Encl. Infographic: CCCS Issues Provisional Decision on Proposed Acquisition of Trans-cab by Grab

 

About The Competition and Consumer Commission of Singapore

The Competition and Consumer Commission of Singapore (“CCCS”) is a statutory board of the Ministry of Trade and Industry. CCCS administers and enforces the Competition Act 2004 which empowers CCCS to investigate and adjudicate anti-competitive activities, issue directions to stop and/or prevent anti-competitive activities and impose financial penalties. CCCS is also the administering agency of the Consumer Protection (Fair Trading) Act 2003 which protects consumers against unfair trade practices in Singapore. Our mission is to make markets work well to create opportunities and choices for businesses and consumers in Singapore.

For more information, please visit www.cccs.gov.sg.

 

ANNEX 1

About the Section 54 Prohibition under the Competition Act & Merger Procedures

Section 54 of the Competition Act 2004 (“the Act”) prohibits mergers that have resulted, or may be expected to result, in a substantial lessening of competition in Singapore.

Merging entities are not required to notify CCCS of their merger but they should conduct a self-assessment to ascertain if a notification to CCCS is necessary. If they are concerned that the merger has infringed, or is likely to infringe, the Act, they should notify their merger to CCCS. In such cases, CCCS will assess the effect of the merger on competition and decide if the merger has resulted, or is likely to result, in a substantial lessening of competition (“SLC”) in Singapore.

Separately, CCCS has the ability to conduct an investigation into an un-notified merger if there are reasonable grounds for suspecting that the merger infringes section 54 of the Act. In the event CCCS finds that a merger situation has resulted or is expected to result in an SLC, CCCS has powers to give directions to remedy the SLC. For example, CCCS can require the merger to be unwound or modified to address or prevent the SLC, as the case may be. CCCS may also consider issuing interim measures prior to the final determination of the investigation.

Phase 1 and Phase 2 Merger Review

A Phase 1 review entails a quick review and allows merger situations that do not raise competition concerns under the section 54 prohibition to proceed. CCCS expects to complete a Phase 1 review within 30 business days. By the end of this period, CCCS will determine whether to issue a favourable decision and allow the merger situation to proceed. If CCCS is unable, at the end of the 30-day period, to conclude that the merger situation will not result in a substantial lessening of competition, CCCS will inform the merger parties and the merger parties may file further information and supporting documents as listed in Form M2. Upon receipt of Form M2, CCCS will proceed to a Phase 2 review.

A Phase 2 review entails a more detailed and extensive examination of the merger situation. While the principles of substantive assessment are the same, CCCS will require access to more extensive and detailed information regarding the merger parties and the markets in question.

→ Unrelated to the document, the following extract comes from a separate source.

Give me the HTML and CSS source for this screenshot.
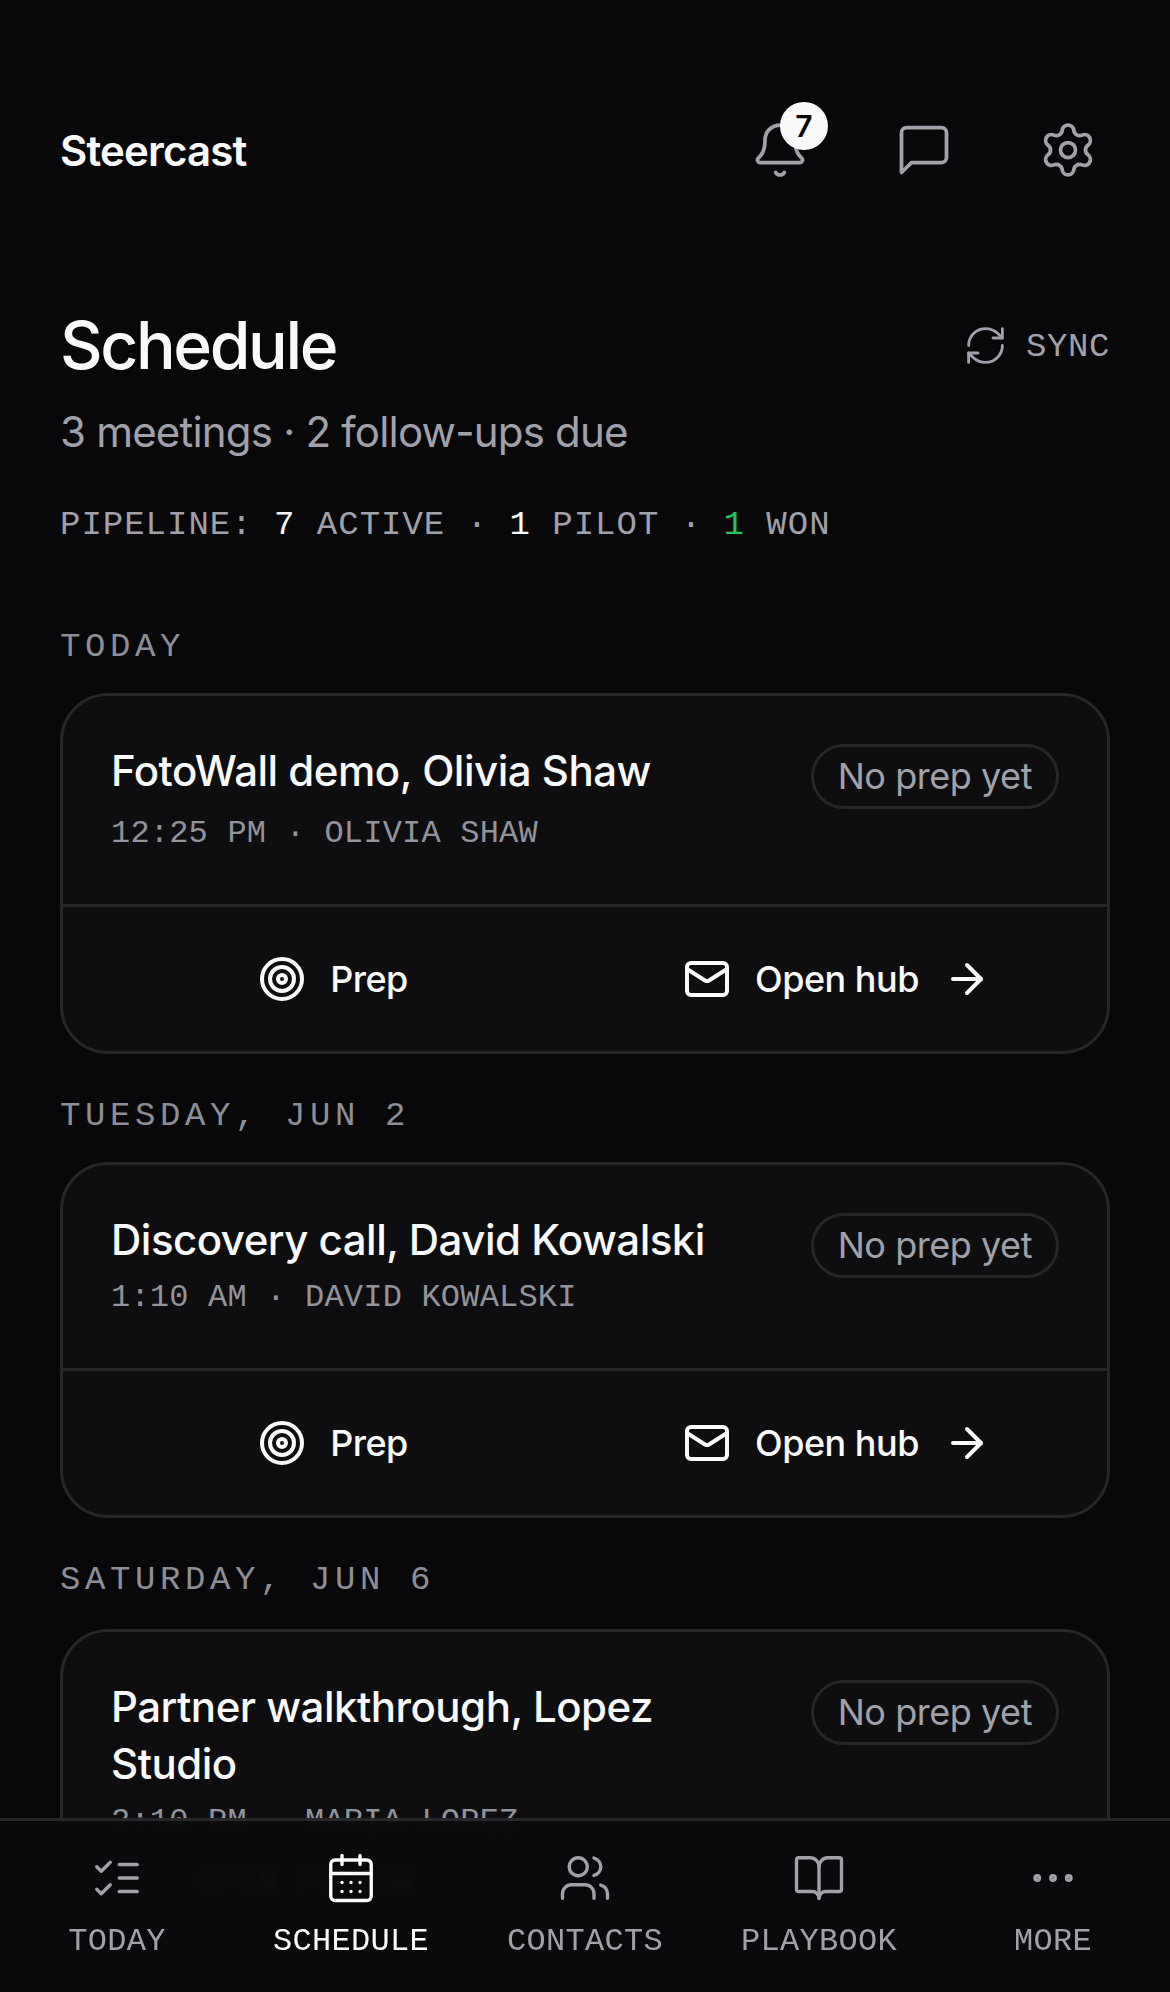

As the Phase 2 review is more complex, CCCS will endeavour to complete a Phase 2 review within 120 business days.

Commitments

Section 60A of the Act states that CCCS may, at any time before making a decision as to whether the section 54 prohibition has been or will be infringed, accept commitments that remedy, mitigate or prevent the substantial lessening of competition or any adverse effect arising from the merger situation. Where CCCS has accepted a commitment, CCCS will make a favourable decision.

Further details can be found in the CCCS Guidelines on Merger Procedures.

For more information, please visit www.cccs.gov.sg.



[1] Ride-hail platform services are intermediary services that match drivers with passengers for ride-hail trips. They are distinct from ride-hail services, which are transportation services provided by drivers to passengers through a platform using a phone or mobile application. They are also distinct from street-hail services, which are transportation services provided by drivers to passengers hailing a taxi at taxi stands or flagging down a taxi by a road (i.e. without the use of a platform). There are currently five Class 1 Ride-Hail Service Operator Licence holders – Grab, TADA, ComfortDelGro, Gojek and Ryde. A ride-hail platform operator that has less than 800 bookable vehicles on its platform is exempted from the requirement to hold a Ride-Hail Service Operator Licence.

[2] On 7 August 2023, CCCS embarked on its Phase 1 review following the acceptance of an application from the Parties for a decision on the Proposed Acquisition. On 16 October 2023, CCCS raised competition concerns with the Parties on the Proposed Acquisition after completing its preliminary Phase 1 review. Following further filing of the relevant documents by the Parties on 25 January 2024, CCCS commenced an in-depth Phase 2 review of the Proposed Acquisition. For more information on the Phase 1 review of the Proposed Acquisition, please refer to CCCS’s media release dated 14 August 2023 and CCCS’s media release dated 16 October 2023.

[3] Dominant businesses have substantial market power. This generally means that they do not face sufficiently strong competitive pressure and have the ability to sustain prices above competitive levels.

[4] Drivers may either rent taxis from taxi fleets, rent cars from private-hire car fleets or use their own cars to provide ride-hail services.

[5] Indirect network effects occur when a platform depends on two or more user groups. As more people from one group join the platform, the platform becomes more valuable to users in the other group. This is different from direct network effects, which occurs when the value of a platform to users in a group increase because of more users in the same user group.

[6] Grab earns revenue from drivers in the form of commissions and fees net of incentives, and earns revenue from passengers in the form of fees net of incentives.